## START

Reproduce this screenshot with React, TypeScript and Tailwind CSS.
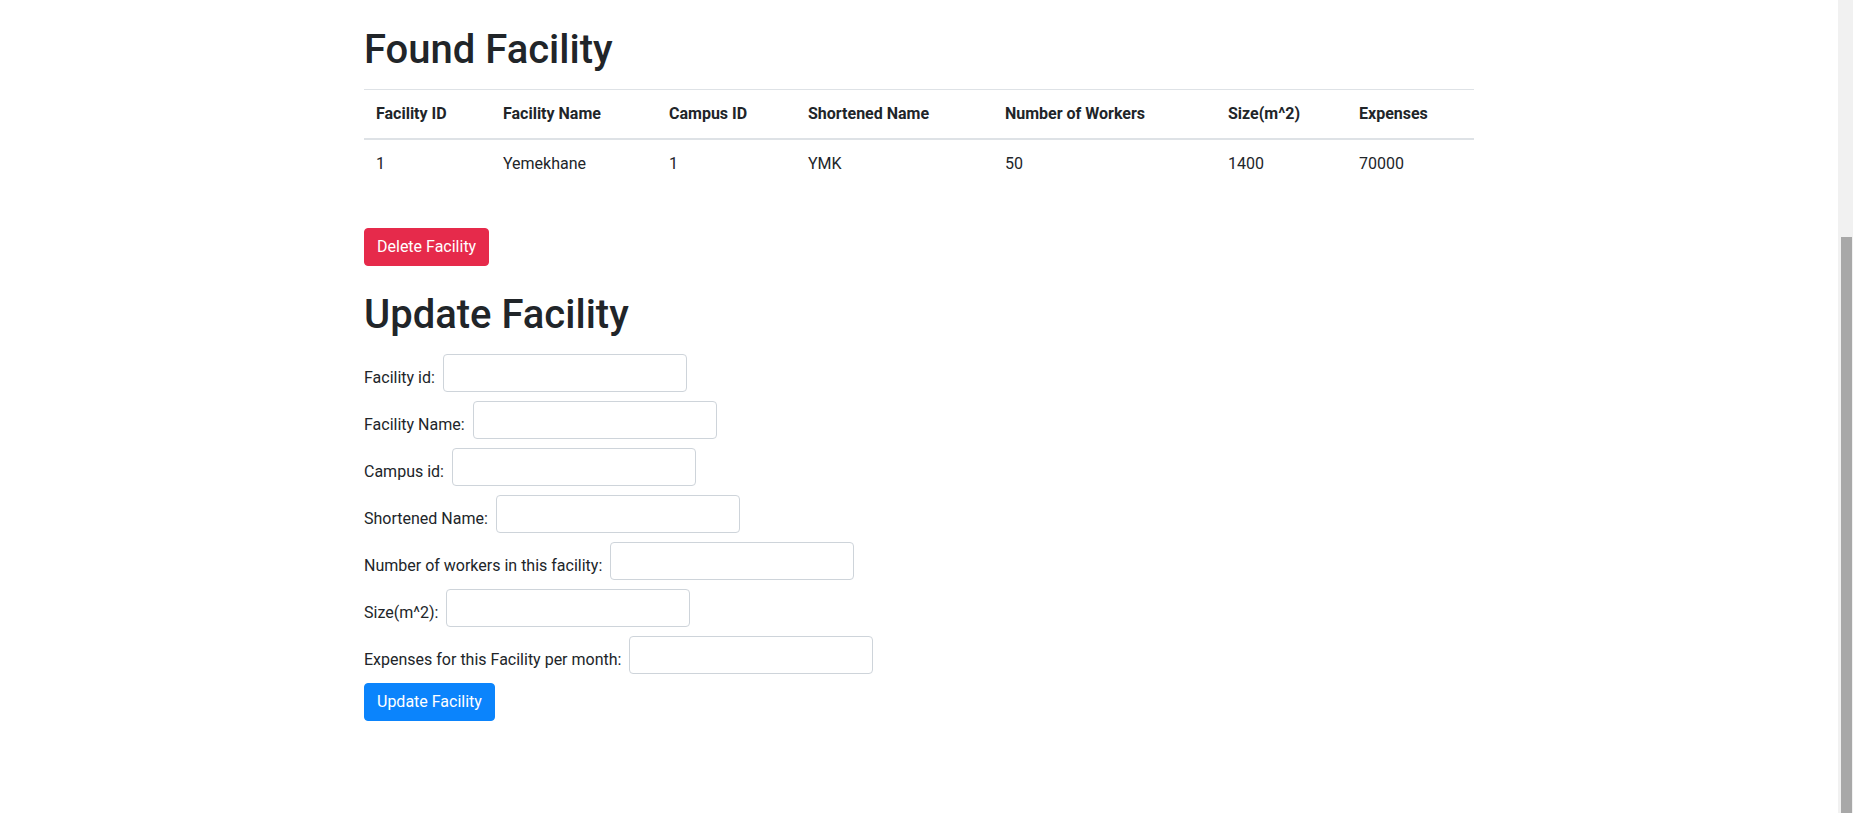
import React from 'react';

const columns = [
  { label: 'Facility ID', width: 'w-[127px]' },
  { label: 'Facility Name', width: 'w-[166px]' },
  { label: 'Campus ID', width: 'w-[139px]' },
  { label: 'Shortened Name', width: 'w-[197px]' },
  { label: 'Number of Workers', width: 'w-[223px]' },
  { label: 'Size(m^2)', width: 'w-[131px]' },
  { label: 'Expenses', width: 'w-[127px]' },
];

const row = ['1', 'Yemekhane', '1', 'YMK', '50', '1400', '70000'];

const fields = [
  'Facility id:',
  'Facility Name:',
  'Campus id:',
  'Shortened Name:',
  'Number of workers in this facility:',
  'Size(m^2):',
  'Expenses for this Facility per month:',
];

const App: React.FC = () => {
  return (
    <div className="flex min-h-screen bg-white text-[#212529] font-['Roboto',sans-serif] text-base">
      <main className="flex-1">
        <div className="w-[1110px] mx-auto pt-[26px] pb-10">
          {/* Found Facility */}
          <h1 className="text-[40px] leading-[48px] font-medium mb-[15px]">Found Facility</h1>

          <table className="w-full table-fixed border-separate border-spacing-0">
            <thead>
              <tr>
                {columns.map(col => (
                  <th
                    key={col.label}
                    className={`${col.width} text-left font-bold px-3 py-3 leading-6 align-bottom border-t border-b-2 border-[#dee2e6]`}
                  >
                    {col.label}
                  </th>
                ))}
              </tr>
            </thead>
            <tbody>
              <tr>
                {row.map((cell, i) => (
                  <td key={i} className="px-3 py-3 leading-6">
                    {cell}
                  </td>
                ))}
              </tr>
            </tbody>
          </table>

          <button className="mt-10 px-3 py-[6px] leading-6 text-base text-white bg-[#e62a4b] border border-[#e62a4b] rounded-[4px]">
            Delete Facility
          </button>

          {/* Update Facility */}
          <h1 className="mt-[25px] text-[40px] leading-[48px] font-medium">Update Facility</h1>

          <form className="mt-[15px] flex flex-col items-start gap-[9px]" onSubmit={e => e.preventDefault()}>
            {fields.map(label => (
              <div key={label} className="flex items-end gap-[8px]">
                <label className="leading-6 pb-[2px]">{label}</label>
                <input
                  type="text"
                  className="w-[244px] h-[38px] px-3 bg-white border border-[#ced4da] rounded-[4px] outline-none"
                />
              </div>
            ))}
            <button
              type="submit"
              className="px-3 py-[6px] leading-6 text-base text-white bg-[#0b84fc] border border-[#0b84fc] rounded-[4px]"
            >
              Update Facility
            </button>
          </form>
        </div>
      </main>

      {/* scrollbar */}
      <div className="w-[15px] bg-[#f1f1f1] flex flex-col">
        <div className="h-[237px]" />
        <div className="flex-1 ml-[3px] mr-[1px] bg-[#a8a8a8]" />
      </div>
    </div>
  );
};

export default App;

## END

SET EXERCISE:
Starting with the first line of the data above and ending with the line containing "import React from 'react';", please restate every line exactly, leaving images out.

EXPECTED ANSWER:
Reproduce this screenshot with React, TypeScript and Tailwind CSS.
import React from 'react';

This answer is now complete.